The Pennsylvania Gaming Control Board has a silly solution for a serious problem.
Scores of customers at local casinos continue to leave kids locked in their cars while they go inside and gamble.
So how does the gambling board plan to address this life and death issue? With public service announcements. Ads on TV, radio, and social media will contain the following message: “Don’t Gamble with Kids.” There’s even a website.
Is that the best the Gambling Control Board members — who get paid $145,000 a year to meet once or twice a month — could come up with?
Any parent or a guardian who leaves a child in a car to go gamble — sometimes for hours — likely has a serious addiction problem. Running a few ads is unlikely to change their behavior.
After surge in kids left alone in casino parking lots, Pennsylvania launches crackdown on errant parents
Even more disturbing, this is not a new problem. It has been going on for years at casinos across the country and throughout Pennsylvania. Several children have died. One woman went to prison after her 5-year-old grandson died in a hot car while she gambled in an Oklahoma casino.
In Pennsylvania, gamblers began leaving kids unattended soon after the first casino opened in 2006.
Legislation was passed to make it illegal to leave kids in cars. Gamblers can be arrested, fined, and banned from the casino. The casinos added signs and patrols in parking lots. Last year, the casino in Valley Forge installed infrared cameras to detect kids in cars after 22 incidents of children left unattended there.

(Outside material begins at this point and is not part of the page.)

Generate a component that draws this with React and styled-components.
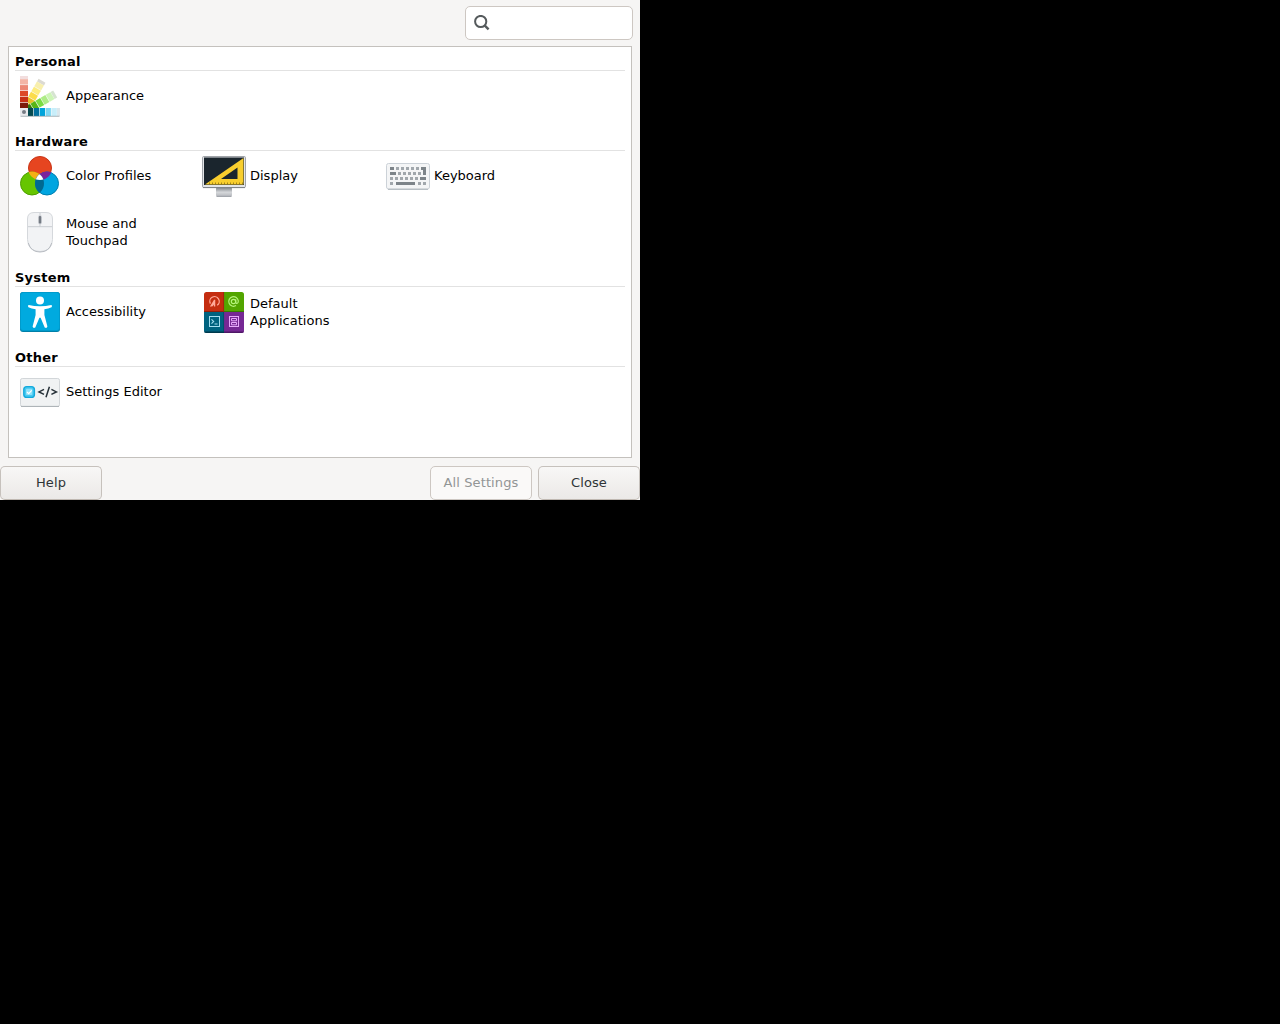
import React from "react";
import styled, { createGlobalStyle } from "styled-components";

const GlobalStyle = createGlobalStyle`
  html, body { margin: 0; background: #000; }
  * { box-sizing: border-box; }
`;

const Window = styled.main`
  width: 640px;
  height: 500px;
  display: flex;
  flex-direction: column;
  background: #f6f5f4;
  color: #000;
  font: 13px/17px "DejaVu Sans", sans-serif;
`;

const TopBar = styled.header`
  display: flex;
  justify-content: flex-end;
  padding: 6px 7px 6px 0;
`;

const SearchField = styled.label`
  width: 168px;
  height: 34px;
  display: flex;
  align-items: center;
  padding: 0 8px;
  background: #fff;
  border: 1px solid #cdc7c2;
  border-radius: 5px;
`;

const SearchInput = styled.input`
  flex: 1;
  min-width: 0;
  border: 0;
  outline: 0;
  background: transparent;
  font: inherit;
`;

const Panel = styled.div`
  height: 412px;
  margin: 0 8px;
  padding: 6px 6px 0;
  background: #fff;
  border: 1px solid #c4c1bd;
`;

const Section = styled.section`
  padding-bottom: 12px;
`;

const Heading = styled.h2`
  height: 18px;
  margin: 0;
  font-size: 13px;
  line-height: 17px;
  font-weight: bold;
  letter-spacing: 0.22px;
  border-bottom: 1px solid #e2e2e2;
`;

const Grid = styled.div`
  display: grid;
  grid-template-columns: repeat(3, 184px);
  grid-auto-rows: 50px;
  row-gap: 6px;
  padding-left: 1px;
`;

const Item = styled.div`
  display: flex;
  align-items: center;
  gap: 2px;
`;

const ItemLabel = styled.span`
  width: 110px;
  padding-bottom: 1px;
`;

const Footer = styled.footer`
  display: flex;
  gap: 6px;
  margin-top: 8px;
`;

const Button = styled.button`
  width: 102px;
  height: 34px;
  padding: 0 0 1px;
  font: inherit;
  letter-spacing: 0.1px;
  color: ${(p) => (p.disabled ? "#929595" : "#2e3436")};
  background: ${(p) => (p.disabled ? "#faf9f8" : "linear-gradient(#f8f7f6, #ebe9e7)")};
  border: 1px solid ${(p) => (p.disabled ? "#cdc7c2" : "#c6c1bc")};
  border-bottom-color: ${(p) => (p.disabled ? "#cdc7c2" : "#bfb8b1")};
  border-radius: 5px;
  margin-right: ${(p) => (p.$lead ? "auto" : "0")};
`;

const IconSvg = styled.svg`
  flex: none;
  display: block;
`;

const Icon = ({ children }) => (
  <IconSvg width="48" height="48" viewBox="0 0 48 48" fill="none">
    {children}
  </IconSvg>
);

const Strip = ({ angle, colors, label }) => (
  <g transform={`rotate(${angle} 8 40)`}>
    <rect x="4" y="4" width="8" height="36" fill="#fafafa" />
    <rect x="4" y="4" width="8" height="3" fill={label} />
    {colors.map((c, i) => (
      <rect key={c} x="4" y={7.2 + i * 5.9} width="8" height="5.3" fill={c} />
    ))}
  </g>
);

const AppearanceIcon = () => (
  <Icon>
    <Strip angle={30} label="#dcdad2" colors={["#f8efad", "#fdec7e", "#fbdc4a", "#e8bf25", "#b08c18"]} />
    <Strip angle={60} label="#d6e4d0" colors={["#cdf5b6", "#aeec86", "#7bdc42", "#57b515", "#347b0b"]} />
    <Strip angle={90} label="#dce7ec" colors={["#c8eefa", "#7dd6f2", "#00a4db", "#006f9e", "#064a50"]} />
    <Strip angle={0} label="#f2dede" colors={["#f3b5a6", "#ec8875", "#dd4928", "#c73117", "#7c1b0b"]} />
    <rect x="4" y="36" width="8" height="8" rx="1" fill="#e9eaed" />
    <circle cx="8" cy="40" r="2" fill="#777c85" />
    <path d="M4.5 44.3h39" stroke="#8a9aa0" strokeWidth=".7" />
  </Icon>
);

const ColorIcon = () => (
  <Icon>
    <defs>
      <clipPath id="clipRed"><circle cx="24" cy="16" r="12" /></clipPath>
      <clipPath id="clipGreen"><circle cx="16" cy="31.5" r="12" /></clipPath>
    </defs>
    <circle cx="24" cy="16" r="11.5" fill="#e64520" stroke="#c93416" />
    <circle cx="16" cy="31.5" r="11.5" fill="#66c500" stroke="#4f9f00" />
    <circle cx="31" cy="31.5" r="11.5" fill="#00a5e0" stroke="#007fae" />
    <g clipPath="url(#clipRed)">
      <circle cx="16" cy="31.5" r="12" fill="#f4af16" />
      <circle cx="31" cy="31.5" r="12" fill="#7b239b" />
    </g>
    <g clipPath="url(#clipGreen)">
      <circle cx="31" cy="31.5" r="12" fill="#006a91" />
      <g clipPath="url(#clipRed)"><circle cx="31" cy="31.5" r="12" fill="#fff" /></g>
    </g>
  </Icon>
);

const DisplayIcon = () => (
  <Icon>
    <defs>
      <linearGradient id="stand" x1="0" y1="0" x2="0" y2="1">
        <stop stopColor="#777d84" /><stop offset=".55" stopColor="#d5d7da" /><stop offset="1" stopColor="#b5b8bd" />
      </linearGradient>
    </defs>
    <rect x="16" y="35" width="16" height="9.5" rx="1.5" fill="url(#stand)" />
    <path d="M16.5 44.4h15" stroke="#8b9097" strokeWidth=".8" />
    <rect x="2.5" y="4.5" width="43" height="31" rx="1.2" fill="#e3e5e8" stroke="#a0a4a9" />
    <path d="M3 35.6h42" stroke="#7d8287" />
    <rect x="4" y="5.5" width="40" height="27.5" fill="#1a252d" />
    <path fillRule="evenodd" d="M5 32.5 43.5 6v26.5ZM21 27h16.5V15.5Z" fill="#f8ce2e" />
    <path d="M9 31.5h34" stroke="#8f7414" strokeWidth="2" strokeDasharray=".8 2.2" />
  </Icon>
);

const Keys = ({ y, xs }) => xs.map((x) => <rect key={x} x={x} y={y} width="3" height="3" />);

const KeyboardIcon = () => (
  <Icon>
    <rect x="2.5" y="11.5" width="43" height="25.5" rx="2" fill="#f4f5f6" stroke="#ccd2d8" />
    <path d="M4 37.3h40" stroke="#adb4bb" />
    <g fill="#a1a7ac">
      <Keys y={15} xs={[12, 17, 22, 27, 32]} />
      <Keys y={20} xs={[14, 19, 24, 29, 34]} />
      <Keys y={25} xs={[6, 11, 16, 21, 26, 31]} />
      <Keys y={30} xs={[6, 34, 39]} />
    </g>
    <g fill="#7d8489">
      <path d="M6 15h4v3H6zM6 20h6v3H6zM36 25h6v3h-6zM12 30h19v3H12zM37 15h5v8h-3v-5h-2z" />
    </g>
  </Icon>
);

const MouseIcon = () => (
  <Icon>
    <path d="M11.5 11Q11.5 4.5 18 4.5H30Q36.5 4.5 36.5 11V31.5Q36 43.5 24 43.5T11.5 31.5Z" fill="#f2f3f5" stroke="#d5d8dc" />
    <path d="M12.3 35Q15 44 24 44T35.7 35" stroke="#b9bdc3" />
    <path d="M12 18.7h24M24 5v3M24 16v3" stroke="#c9cdd2" />
    <rect x="22.1" y="7" width="3.8" height="9.5" rx="1.9" fill="#d0d3d8" />
    <rect x="22.8" y="8" width="2.4" height="7.5" rx="1" fill="#747a83" />
  </Icon>
);

const AccessibilityIcon = () => (
  <Icon>
    <rect x="4" y="4" width="40" height="40" rx="3" fill="#007fa8" />
    <rect x="4.5" y="4.5" width="39" height="38" rx="2.5" fill="#00aadf" stroke="#009bcc" />
    <circle cx="24" cy="12.4" r="4" fill="#fff" />
    <path d="M12.8 17Q18 18.3 24 18.3T35.2 17Q36.8 17.6 35.6 19.2Q32.5 20.6 28.4 21.2V27L31.4 38.6Q30.8 40.7 28.7 39.5L24.6 29.7H23.4L19.3 39.5Q17.2 40.7 16.6 38.6L19.6 27V21.2Q15.5 20.6 12.4 19.2Q11.2 17.6 12.8 17Z" fill="#fff" />
  </Icon>
);

const ApplicationsIcon = () => (
  <Icon>
    <defs><clipPath id="tile"><rect x="4" y="4" width="40" height="41" rx="2.5" /></clipPath></defs>
    <g clipPath="url(#tile)">
      <rect x="4" y="4" width="20" height="20" fill="#c42d10" />
      <rect x="24" y="4" width="20" height="20" fill="#52a500" />
      <rect x="4" y="24" width="20" height="21" fill="#006380" />
      <rect x="24" y="24" width="20" height="21" fill="#762894" />
      <path d="M4 23.5h20" stroke="#8f200c" />
      <path d="M24 23.5h20" stroke="#377900" />
      <path d="M4 44.3h20" stroke="#00394c" strokeWidth="1.4" />
      <path d="M24 44.3h20" stroke="#4e1766" strokeWidth="1.4" />
      <path d="M23.6 4v20" stroke="#992610" strokeWidth=".8" />
      <path d="M23.6 24v20" stroke="#004c63" strokeWidth=".8" />
    </g>
    <path d="M10.4 15.6A4.7 4.7 0 1 1 17.2 17.2" stroke="#ffa999" strokeWidth="1.3" />
    <path d="M14.6 11.8V18.6M14.6 12 10.6 18.6M14.6 14.5 12 18" stroke="#ffa999" strokeWidth="1.3" />
    <circle cx="33.5" cy="13.5" r="2.2" stroke="#b6f47c" strokeWidth="1.2" />
    <path d="M35.7 11.2v3.2q.4 1.3 1.6.9 1.2-.6 1-2.4a4.8 4.8 0 1 0-2.3 4.7" stroke="#b6f47c" strokeWidth="1.2" />
    <rect x="9.5" y="28.5" width="10" height="10" stroke="#a3def0" />
    <path d="m11.5 31.3 2.2 2.2-2.2 2.2M14.5 36h3" stroke="#a3def0" strokeWidth="1.1" />
    <rect x="29.5" y="28.5" width="9" height="10" stroke="#e7a9fb" />
    <path d="M31.5 30.5h5v2.3h-5zM31.5 34.5h5v2.3h-5z" stroke="#e7a9fb" />
  </Icon>
);

const EditorIcon = () => (
  <Icon>
    <rect x="4.5" y="10.5" width="39" height="28" rx="1.8" fill="#f0f2f3" stroke="#d2d6d9" />
    <path d="M5 38.4h38" stroke="#abb0b5" />
    <rect x="7.8" y="18.6" width="10.6" height="10.8" rx="3" fill="#47c9f1" stroke="#12a9dc" strokeWidth="1.4" />
    <rect x="10" y="20.8" width="6.3" height="6.3" rx="1" fill="#8ee2fa" />
    <path d="m11 24 1.7 1.7 3-3.4" stroke="#fff" strokeWidth="1.2" />
    <path d="m28 21.4-5 2.5 5 2.5M35.4 21.4l5 2.5-5 2.5M33.4 18.8 30 29.3" stroke="#273239" strokeWidth="1.5" />
  </Icon>
);

const SearchIcon = () => (
  <IconSvg width="16" height="16" viewBox="0 0 16 16" fill="none" stroke="#555a5c" strokeWidth="2">
    <circle cx="6.7" cy="6.5" r="5.6" />
    <path d="m10.6 10.4 4 4" strokeWidth="2.4" />
  </IconSvg>
);

const sections = [
  { title: "Personal", items: [["Appearance", AppearanceIcon]] },
  {
    title: "Hardware",
    items: [
      ["Color Profiles", ColorIcon],
      ["Display", DisplayIcon],
      ["Keyboard", KeyboardIcon],
      ["Mouse and Touchpad", MouseIcon],
    ],
  },
  {
    title: "System",
    items: [
      ["Accessibility", AccessibilityIcon],
      ["Default Applications", ApplicationsIcon],
    ],
  },
  { title: "Other", items: [["Settings Editor", EditorIcon]] },
];

export default function App() {
  return (
    <>
      <GlobalStyle />
      <Window>
        <TopBar>
          <SearchField>
            <SearchIcon />
            <SearchInput aria-label="Search" />
          </SearchField>
        </TopBar>
        <Panel>
          {sections.map(({ title, items }) => (
            <Section key={title}>
              <Heading>{title}</Heading>
              <Grid>
                {items.map(([name, Glyph]) => (
                  <Item key={name}>
                    <Glyph />
                    <ItemLabel>{name}</ItemLabel>
                  </Item>
                ))}
              </Grid>
            </Section>
          ))}
        </Panel>
        <Footer>
          <Button $lead>Help</Button>
          <Button disabled>All Settings</Button>
          <Button>Close</Button>
        </Footer>
      </Window>
    </>
  );
}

None of those efforts have solved the problem. In fact, the number of children left unattended at Pennsylvania casinos jumped 60% this year compared to 2021. In all, there have been 269 recorded incidents involving 441 minors.
The knee-jerk response is to blame the adult for leaving the child alone. No doubt the adult is responsible. But the casinos and the state share some responsibility for the gambling addiction monster they created.